Once-high-flying Internet incubator CMGI Inc. said that it has divested its interest in Engage Inc.

According to statements by the two firms, CMGI canceled the $60 million debt Engage owed CMGI and transferred all of the stock it owned in Engage, 148.4 million shares, back to the technology firm. CMGI owned 76 percent of Engage.

In return, Engage paid CMGI $2.5 million in cash and issued CMGI a warrant to buy 9.9 percent of the shares of Engage common stock at 4.8 cents per share.

It also agreed to pay CMGI up to $6 million, in the form of a $2 million non-interest-bearing promissory note due in 2006 and future earn-out payments based on Engage's quarterly operating income starting with the fiscal quarter ending Oct. 31, 2003.

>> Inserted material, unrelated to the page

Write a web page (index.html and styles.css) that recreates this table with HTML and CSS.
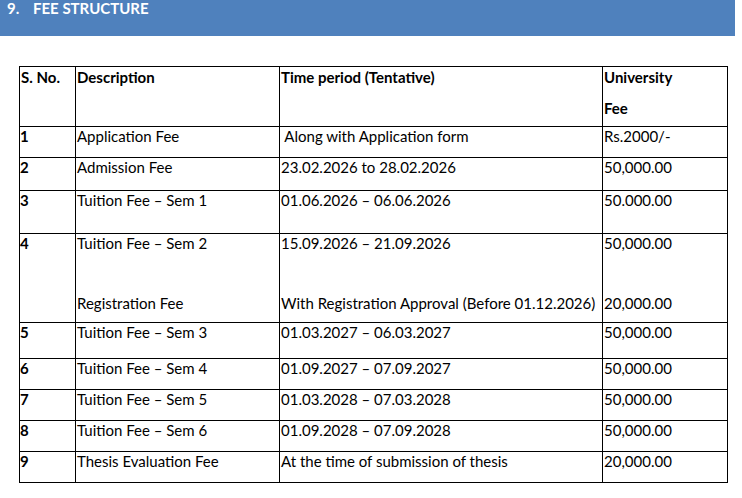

As a result of this deal, Engage no longer will be included in CMGI's financial statements.

In May, CMGI, Andover, MA, proposed buying all of the shares in Engage it did not already own, but in June rescinded the offer.

“During the month since we made the proposal, senior management of Engage and CMGI could not reach a consensus as to the execution of the business strategy for Engage,” Thomas Oberdorf, chief financial officer of CMGI, said in a statement.

Engage was CMGI's attempt at an online ad network. Engage placed cookies (tracking technology) in computer users' hard drives, theoretically so it could serve ads on clients' behalves to those users anonymously anywhere on the network. The business model never panned out.

“[Anonymous] profiling did not have demand in the marketplace on a network level,” Jordan Shultz, Engage vice president of sales of Internet advertising and marketing solutions, said in an interview with DM News earlier this year.

CMGI once held more than 70 companies, but after massive restructuring now holds interest in fewer than 10. Its stock once traded for more than $100 per share, but lately has hovered around 50 cents.

It most recently made national news when it renegotiated a multimillion-dollar deal with the New England Patriots to have its name removed from the football team's new stadium, now called Gillette Stadium.